Raine Allen-Miller might reasonably (as this sentence confirms) have feared reviews of her splendid debut romcom would begin with claims that it does for Peckham what Before Sunrise did for Vienna. Rye Lane obliges. Following a charming, spiky couple as they stroll about that corner of southeast London, Olan Collardy’s curious camera discovers woody bars, hip restaurants and elegant parks. But the picture is more than that. No other British film has, in a generation, done such imaginative work in restructuring romantic comedy. It is one of those rare films the audience didn’t know it really, really needed.
We could hardly begin in a less conventional place. Poor old Dom (David Jonsson), abandoned by his girlfriend, is weeping in the cubicle of a unisex loo at a funky art gallery. Yas (Vivian Oparah) offers him a spot of comfort and later joins him on a stroll about the busy streets. They bump into Dom’s ex and her foolish new boyfriend. They embark on an ill-conceived attempt to retrieve lost property from Yas’s former lover. The action is broken up with hugely imaginative flashbacks that, at their height, restage incidents from the young woman’s life in a theatre while her new friend watches from the imagined audience.

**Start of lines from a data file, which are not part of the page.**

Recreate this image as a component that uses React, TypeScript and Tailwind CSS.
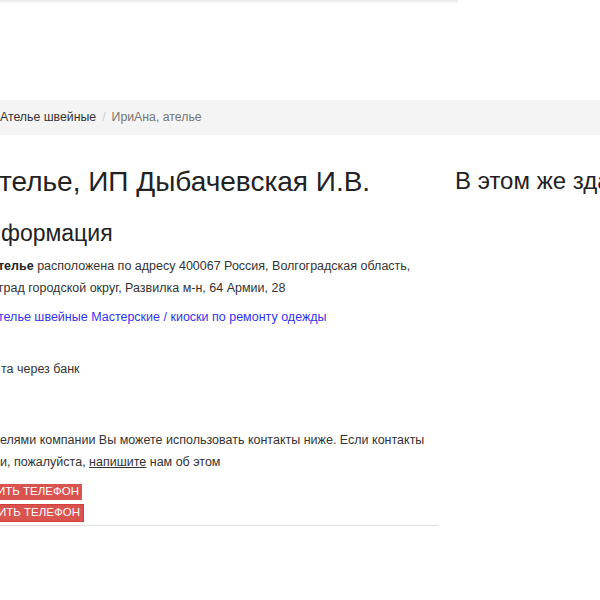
import React from 'react';

const font = { fontFamily: '"Liberation Sans", Arial, sans-serif' };

const PhoneButton: React.FC<{ label: string; big?: boolean }> = ({ label, big = false }) => (
  <div
    className={`inline-flex items-center bg-[#d9534f] text-white uppercase -ml-[3px] pr-[3px] text-[11.5px] ${
      big ? 'h-[18px] border border-[#d43f3a]' : 'h-[16px]'
    }`}
  >
    {label}
  </div>
);

export default function App() {
  return (
    <div className="w-[600px] h-[600px] overflow-hidden bg-white text-[#333]" style={font}>
      {/* header edge */}
      <div className="w-[458px] h-[2px] bg-[#ebebf0] shadow-[0_1px_2px_rgba(0,0,0,0.04)]" />

      <div className="h-[98px]" />

      {/* breadcrumb */}
      <div className="h-[35px] bg-[#f4f4f4] flex items-center text-[12.3px] whitespace-nowrap">
        <span className="text-[#333]">Ателье швейные</span>
        <span className="text-[#ccc] px-[6px]">/</span>
        <span className="text-[#777]">ИриАна, ателье</span>
      </div>

      <div className="flex">
        {/* main column */}
        <div className="w-[438px] shrink-0 whitespace-nowrap overflow-hidden">
          <h1 className="text-[28px] leading-[32px] mt-[31px] -ml-[1px] text-[#222]">
            телье, ИП Дыбачевская И.В.
          </h1>
          <h2 className="text-[23px] leading-[28px] mt-[21px] ml-[1px] text-[#222]">формация</h2>

          <div className="text-[12.5px] leading-[22px] mt-[8px]">
            <p className="-ml-[2px]">
              <b className="text-[#222]">телье</b> расположена по адресу 400067 Россия, Волгоградская область,
            </p>
            <p className="-ml-[1px]">град городской округ, Развилка м-н, 64 Армии, 28</p>
          </div>

          <p className="text-[12.5px] leading-[22px] mt-[7px] -ml-[2px] text-[#3333ee]">
            телье швейные Мастерские / киоски по ремонту одежды
          </p>

          <p className="text-[12.5px] leading-[22px] mt-[30px] ml-[1px]">та через банк</p>

          <div className="text-[12.5px] leading-[22px] mt-[49px]">
            <p>елями компании Вы можете использовать контакты ниже. Если контакты</p>
            <p>
              и, пожалуйста, <span className="underline">напишите</span> нам об этом
            </p>
          </div>

          <div className="flex flex-col items-start mt-[11px] gap-[4px]">
            <PhoneButton label="ИТЬ ТЕЛЕФОН" />
            <PhoneButton label="ИТЬ ТЕЛЕФОН" big />
          </div>

          <div className="h-px bg-[#dddddd] mt-[3px]" />
        </div>

        {/* side column */}
        <div className="pl-[17px] whitespace-nowrap">
          <h3 className="text-[24px] leading-[28px] mt-[32px] text-[#222]">В этом же здании</h3>
        </div>
      </div>
    </div>
  );
}
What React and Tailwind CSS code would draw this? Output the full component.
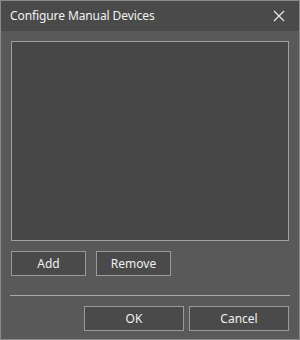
import React from "react";

function DialogButton({ label, className }) {
  return (
    <button
      className={
        "h-[25px] border border-[#9a9a9a] bg-[#4a4a4a] text-[12px] text-[#f0f0f0] " +
        className
      }
    >
      {label}
    </button>
  );
}

export default function App() {
  return (
    <div
      className="w-[300px] h-[340px] border border-[#8a8a8a] bg-[#595959] flex flex-col"
      style={{ fontFamily: '"Noto Sans", "Open Sans", sans-serif' }}
    >
      {/* title bar */}
      <div className="h-[30px] bg-[#4a4a4a] flex items-center justify-between pl-[9px] pr-[14px] shrink-0">
        <span className="text-[12px] text-[#f2f2f2] tracking-[-0.1px]">Configure Manual Devices</span>
        <svg width="12" height="12" viewBox="0 0 12 12" className="text-[#e8e8e8]">
          <path d="M1 1 L11 11 M11 1 L1 11" stroke="currentColor" strokeWidth="1.2" />
        </svg>
      </div>

      <div className="flex flex-col px-[10px] pt-[10px]">
        {/* device list */}
        <div className="h-[200px] w-[278px] border border-[#a0a0a0] bg-[#474747]" />

        <div className="flex gap-[10px] mt-[10px]">
          <DialogButton label="Add" className="w-[75px]" />
          <DialogButton label="Remove" className="w-[75px]" />
        </div>

        <div className="h-px bg-[#a8a8a8] mt-[19px] -mx-px" />

        <div className="flex justify-end gap-[5px] mt-[10px]">
          <DialogButton label="OK" className="w-[100px]" />
          <DialogButton label="Cancel" className="w-[100px]" />
        </div>
      </div>
    </div>
  );
}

Allen-Miller maintains a remarkable balance between the innovative and the traditional as if guiding a speeding car safely around a corner on just two wheels. A hilarious, unlikely cameo from a Richard Curtis regular reassures us that the film retains a connection with a more polite school of comedy. The structure could hardly be more traditional or the final romantic gesture (truly delightful) more in line with the gospel of Wilder and Lubitsch. But the bebop cutting and the busy mise-en-scene ensure the audience is forever on an agreeable edge. Who is that large man staring from a window in the near distance? Watch out for a Bovril palimpsest on a wall and nods to SS Windrush on the pavement.
None of this would much matter if the chemistry spluttered. Happily, Oparah and Jonsson spark off one another from their first lavatorial encounter to a glorious widescreen denouement. The characters are cleanly contrasted — she is the more energised; he is the more fatalistic — without falling into hokey tropes. A cracking romance. A great London film. A sign that cinema is still alive.